As you can see in the above picture, we did in fact have clear skies and yes, it really was 75 degrees!  This entire year it has never been this warm when we’ve started a ride at Skeggs.  And the temperature was only going to go up.

We would be riding the Blue Blossom Trail and then up Gordon Mill to finish.  Because of that, and because I don’t yet have a dropper post, I manually lowered my seat post (and jammed my left thumb doing so). (1)  Of course that also meant that for climbs I needed to raise my seat, which proved to be a complete pain in the ass.  Note to readers: feel free to buy me a dropper post.

At the beginning of the ride, I was just hoping for a clean ride — no mistakes and good lines.  Well, being tired didn’t really allow for that.   I was in poor position a few times, clipped my pedal on a stump, went sideways, and dealt with noisy brakes.  I guess I should be thankful that I made it through the downhill portion safely at least.

The uphill portion, a solid 1.6 miles and about 700 feet or so of climbing, was next.  Gordon Mill Trail isn’t steep or anything; you do get a few quick bursts where it does get a little steeper than normal, but overall, it’s basically the same grade for 1.6 miles.  The problem is this — it doesn’t stop.

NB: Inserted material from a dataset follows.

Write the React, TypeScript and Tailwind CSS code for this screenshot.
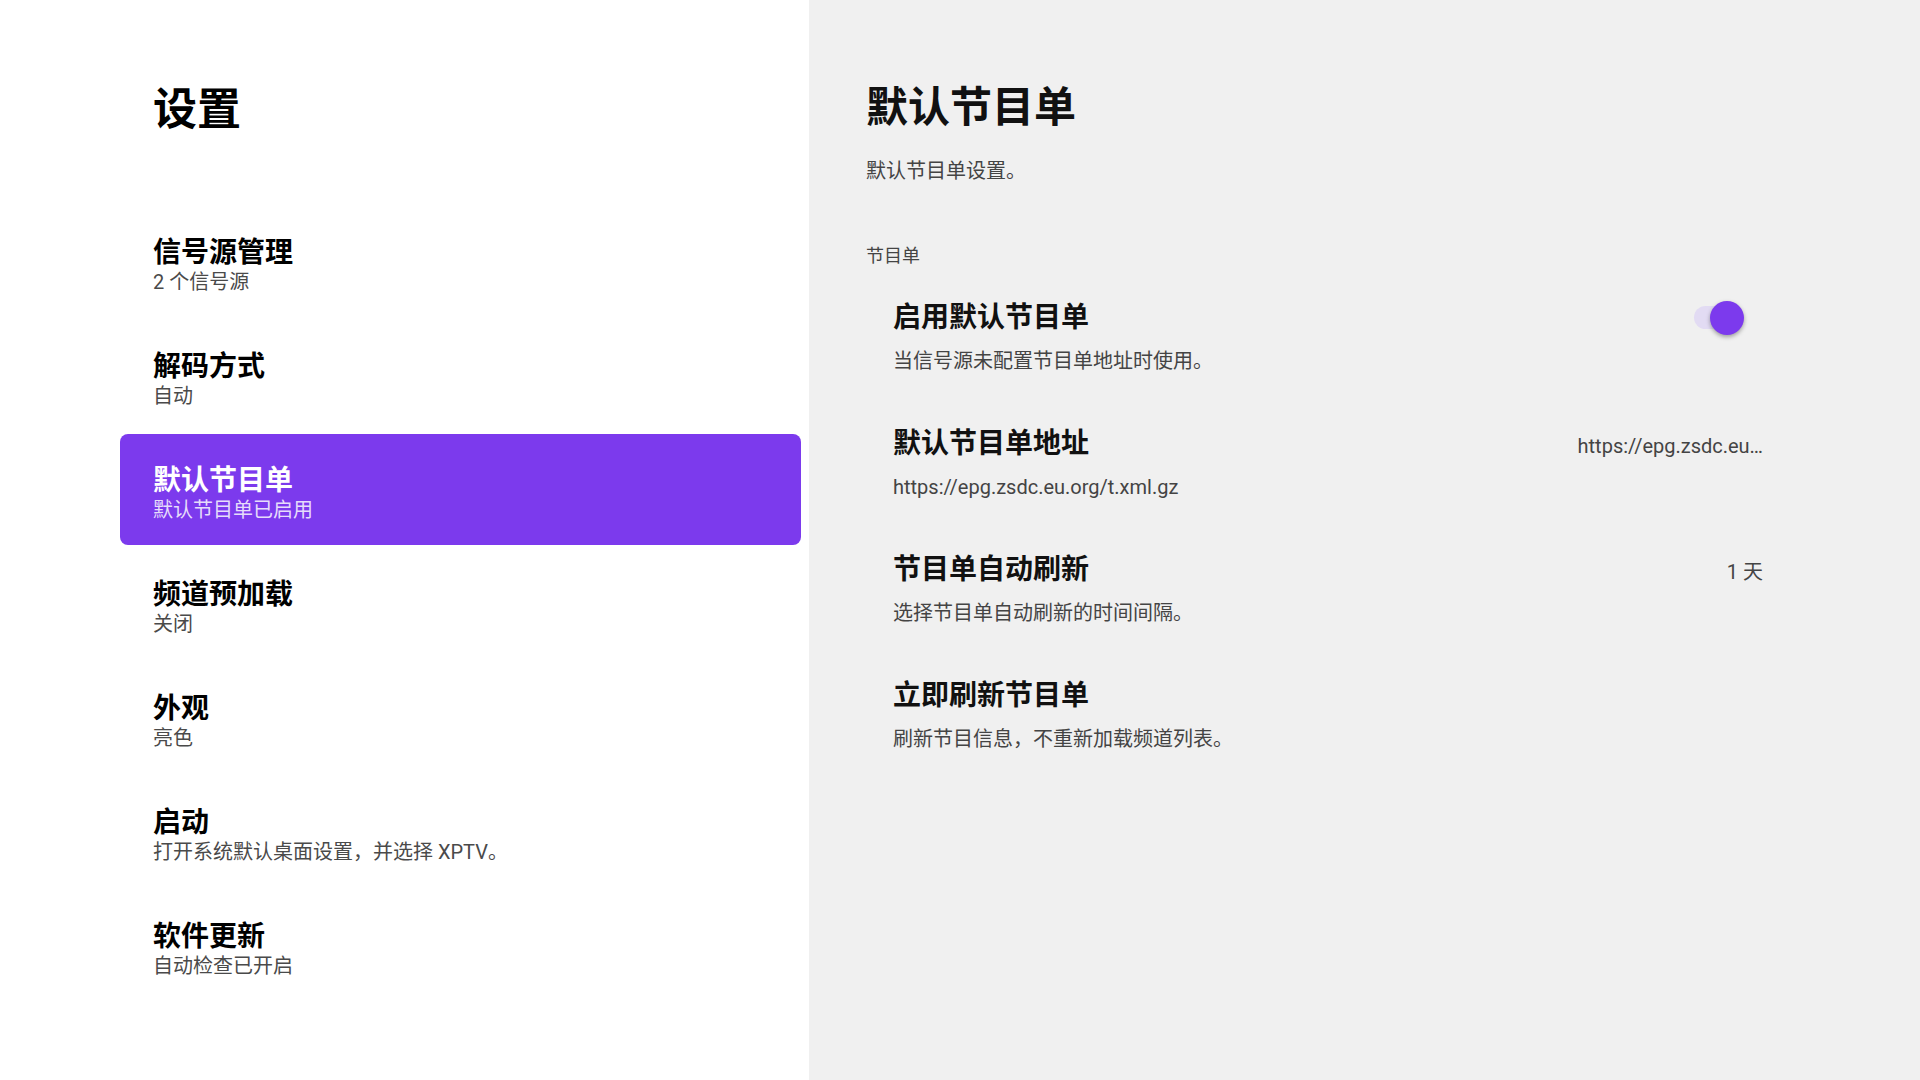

On a good day, this is about 22-23 minutes of riding time for me.  I get tired, of course, but I get through it without too many issues.  That didn’t happen yesterday.  My riding time was easily 10+ minutes slower.  I hit the wall and there was nothing I could do.

So take note dear friends, make sure you are rested and have good energy before you go for a ride.  It makes a world of difference!  That said, it was good to get back on the bike.


  1. A dropper post is a seat post that can be raised/lowered with the push of a button.  It makes it much easier to shift your weight when it comes to things like descending, where you often need to shift weight further back — it gets the seat out of the way so you can move your body back much easier.